The records:
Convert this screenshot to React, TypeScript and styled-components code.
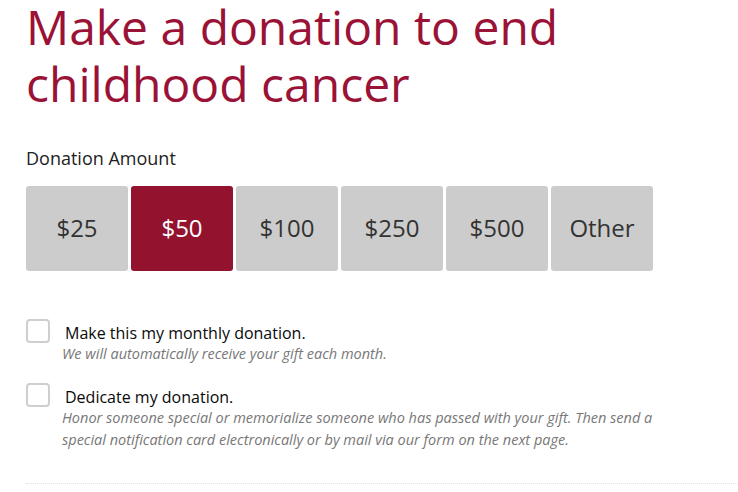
import styled, {createGlobalStyle} from "styled-components";

const GlobalStyle = createGlobalStyle`
    body {
        margin: 0;
        background: #fff;
        font-family: 'Open Sans', sans-serif;
        overflow: hidden;
    }
`

const amounts = ['$25', '$50', '$100', '$250', '$500', 'Other']

const options = [
    {
        label: 'Make this my monthly donation.',
        note: 'We will automatically receive your gift each month.',
    },
    {
        label: 'Dedicate my donation.',
        note: 'Honor someone special or memorialize someone who has passed with your gift. Then send a special notification card electronically or by mail via our form on the next page.',
    },
]

export default function App() {
    return (
        <>
            <GlobalStyle/>
            <StyledForm>
                <Title>Make a donation to end childhood cancer</Title>
                <AmountLabel>Donation Amount</AmountLabel>
                <AmountRow>
                    {amounts.map(a => (
                        <AmountButton key={a} active={a === '$50'}>{a}</AmountButton>
                    ))}
                </AmountRow>
                <Options>
                    {options.map(o => (
                        <Option key={o.label}>
                            <CheckRow>
                                <CheckBox/>
                                <CheckLabel>{o.label}</CheckLabel>
                            </CheckRow>
                            <Note>{o.note}</Note>
                        </Option>
                    ))}
                </Options>
                <Divider/>
            </StyledForm>
        </>
    );
}

const StyledForm = styled.section`
    padding-left: 26px;
`

const Title = styled.h1`
    margin: -2px 0 0;
    max-width: 560px;
    font-weight: 400;
    font-size: 48px;
    line-height: 57px;
    color: #9a1236;
`

const AmountLabel = styled.div`
    margin-top: 34px;
    font-size: 18px;
    line-height: 24px;
    color: #222;
`

const AmountRow = styled.div`
    display: flex;
    gap: 3px;
    margin-top: 16px;
`

const AmountButton = styled.div<{ active?: boolean }>`
    width: 102px;
    height: 85px;
    display: flex;
    align-items: center;
    justify-content: center;
    padding-bottom: 2px;
    box-sizing: border-box;
    border-radius: 3px;
    font-size: 24px;
    background: ${p => p.active ? '#93122d' : '#cccccc'};
    color: ${p => p.active ? '#fff' : '#333'};
`

const Options = styled.div`
    margin-top: 48px;
    display: flex;
    flex-direction: column;
    gap: 18px;
`

const Option = styled.div`
    display: flex;
    flex-direction: column;
`

const CheckRow = styled.div`
    display: flex;
    align-items: flex-start;
    height: 24px;
    gap: 15px;
`

const CheckBox = styled.span`
    box-sizing: border-box;
    width: 24px;
    height: 24px;
    border: 2px solid #cfcfcf;
    border-radius: 4px;
    background: #fff;
`

const CheckLabel = styled.span`
    margin-top: 2px;
    font-size: 16px;
    line-height: 24px;
    color: #0a0a0a;
`

const Note = styled.p`
    margin: 0 0 0 36px;
    max-width: 610px;
    font-size: 14.5px;
    font-style: italic;
    line-height: 22px;
    color: #777;
`

const Divider = styled.hr`
    margin: 32px 0 0;
    border: none;
    border-top: 1px dotted #e2e2e2;
`
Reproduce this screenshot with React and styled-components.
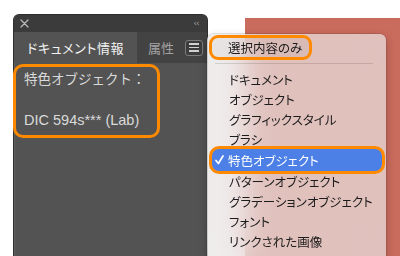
import React from 'react';
import styled, { createGlobalStyle } from 'styled-components';

const GlobalStyle = createGlobalStyle`
  html, body {
    margin: 0;
    padding: 0;
    background: #fff;
  }
  body {
    font-family: "Liberation Sans", "Noto Sans CJK JP", sans-serif;
    -webkit-font-smoothing: antialiased;
  }
`;

const Canvas = styled.div`
  position: relative;
  display: flex;
  align-items: flex-start;
  width: 400px;
  height: 256px;
  padding: 15px 0 0 14px;
  box-sizing: border-box;
  overflow: hidden;
  background: #fff;
`;

const Panel = styled.div`
  flex-shrink: 0;
  width: 193px;
  height: 250px;
  display: flex;
  flex-direction: column;
  background: #535353;
  border-radius: 5px 5px 0 0;
  box-shadow: 0 0 0 1px #2e2e2e, inset 1px 0 0 #626262;
`;

const TitleBar = styled.div`
  height: 17px;
  display: flex;
  align-items: center;
  justify-content: space-between;
  padding: 0 8px 0 6px;
  background: #3b3b3b;
  border-radius: 5px 5px 0 0;
`;

const Collapse = styled.span`
  font-family: "DejaVu Sans", sans-serif;
  font-size: 8px;
  letter-spacing: -0.5px;
  line-height: 1;
  color: #a8a8a8;
`;

const TabRow = styled.div`
  height: 31px;
  display: flex;
  align-items: stretch;
  background: #434343;
`;

const Tab = styled.div`
  display: flex;
  align-items: center;
  padding: ${(p) => (p.$active ? '0 6px 0 13px' : '0 0 0 11px')};
  width: ${(p) => (p.$active ? '123px' : 'auto')};
  box-sizing: border-box;
  background: ${(p) => (p.$active ? '#535353' : 'transparent')};
  color: ${(p) => (p.$active ? '#f4f4f4' : '#a2a2a2')};
  font-size: 13px;
  font-weight: 400;
  letter-spacing: ${(p) => (p.$active ? '0.6px' : '0')};
  font-feature-settings: "palt";
  white-space: nowrap;
`;

const MenuButton = styled.div`
  align-self: center;
  margin: 0 4px 0 auto;
  width: 18px;
  height: 16px;
  box-sizing: border-box;
  border: 1px solid #7c7c7c;
  border-radius: 3px;
  background: #3c3c3c;
  display: flex;
  flex-direction: column;
  justify-content: center;
  align-items: center;
  gap: 2px;

  span {
    display: block;
    width: 10px;
    height: 1.5px;
    background: #d0d0d0;
  }
`;

const Content = styled.div`
  padding-top: 1px;
`;

const InfoBox = styled.div`
  width: 147px;
  height: 74px;
  box-sizing: border-box;
  margin-left: -1px;
  padding: 3px 0 0 8px;
  border: 3px solid #ff8a00;
  border-radius: 10px;
  color: #dadada;
`;

const InfoLine = styled.div`
  height: 20px;
  line-height: 20px;
  font-size: ${(p) => p.$size || 13.5}px;
  white-space: nowrap;
`;

const Artboard = styled.div`
  flex-shrink: 0;
  width: 170px;
  height: 250px;
  margin: 3px 0 0 38px;
  background: #c96b5d;
`;

const Menu = styled.div`
  position: absolute;
  left: 207px;
  top: 34px;
  width: 179px;
  height: 240px;
  padding-top: 1px;
  box-sizing: border-box;
  border-radius: 6px;
  background: rgba(234, 230, 230, 0.7);
  backdrop-filter: blur(14px);
  box-shadow: 0 3px 10px rgba(0, 0, 0, 0.22), 0 0 0 0.5px rgba(0, 0, 0, 0.18);
  font-size: 12.5px;
  font-feature-settings: "palt";
  color: #1c1c1c;
`;

const ScopeItem = styled.div`
  width: 103px;
  height: 25px;
  margin-left: 2px;
  box-sizing: border-box;
  padding-left: 16px;
  display: flex;
  align-items: center;
  border: 3px solid #ff8a00;
  border-radius: 9px;
  background: rgba(0, 0, 0, 0.03);
`;

const Separator = styled.div`
  height: 1px;
  margin: 3px 13px 5px 8px;
  background: rgba(0, 0, 0, 0.13);
`;

const Item = styled.div`
  position: relative;
  display: flex;
  align-items: center;
  height: ${(p) => (p.$checked ? '22px' : '20px')};
  margin: ${(p) => (p.$checked ? '0 4px 0 5px' : '0')};
  padding-left: ${(p) => (p.$checked ? '3px' : '22px')};
  border-radius: 5px;
  background: ${(p) => (p.$checked ? '#4c80e6' : 'transparent')};
  color: ${(p) => (p.$checked ? '#fff' : 'inherit')};
  white-space: nowrap;

  ${(p) =>
    p.$checked &&
    `
    &::before {
      content: '';
      position: absolute;
      inset: -3px;
      border: 3px solid #ff8a00;
      border-radius: 10px;
    }
  `}

  svg {
    margin: 0 4px 0 0;
  }
`;

const items = [
  'ドキュメント',
  'オブジェクト',
  'グラフィックスタイル',
  'ブラシ',
  '特色オブジェクト',
  'パターンオブジェクト',
  'グラデーションオブジェクト',
  'フォント',
  'リンクされた画像',
];

function CloseIcon() {
  return (
    <svg width="9" height="9" viewBox="0 0 9 9">
      <path d="M1 1 L8 8 M8 1 L1 8" stroke="#b8b8b8" strokeWidth="1.3" strokeLinecap="round" />
    </svg>
  );
}

function CheckIcon() {
  return (
    <svg width="9" height="10" viewBox="0 0 9 10">
      <path d="M1 5.5 L3.4 8.5 L8 1" stroke="#fff" strokeWidth="1.7" fill="none" strokeLinecap="round" strokeLinejoin="round" />
    </svg>
  );
}

export default function App() {
  return (
    <>
      <GlobalStyle />
      <Canvas>
        <Panel>
          <TitleBar>
            <CloseIcon />
            <Collapse>‹‹</Collapse>
          </TitleBar>
          <TabRow>
            <Tab $active>ドキュメント情報</Tab>
            <Tab>属性</Tab>
            <MenuButton>
              <span />
              <span />
              <span />
            </MenuButton>
          </TabRow>
          <Content>
            <InfoBox>
              <InfoLine>特色オブジェクト：</InfoLine>
              <InfoLine />
              <InfoLine $size={14.5}>DIC 594s*** (Lab)</InfoLine>
            </InfoBox>
          </Content>
        </Panel>
        <Artboard />
        <Menu>
          <ScopeItem>選択内容のみ</ScopeItem>
          <Separator />
          {items.map((label) => {
            const checked = label === '特色オブジェクト';
            return (
              <Item key={label} $checked={checked}>
                {checked && <CheckIcon />}
                {label}
              </Item>
            );
          })}
        </Menu>
      </Canvas>
    </>
  );
}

The request: In the records above, locate each line with the word "this". Copy all such lines.

Solved exercise:
Convert this screenshot to React, TypeScript and styled-components code.
        label: 'Make this my monthly donation.',
Reproduce this screenshot with React and styled-components.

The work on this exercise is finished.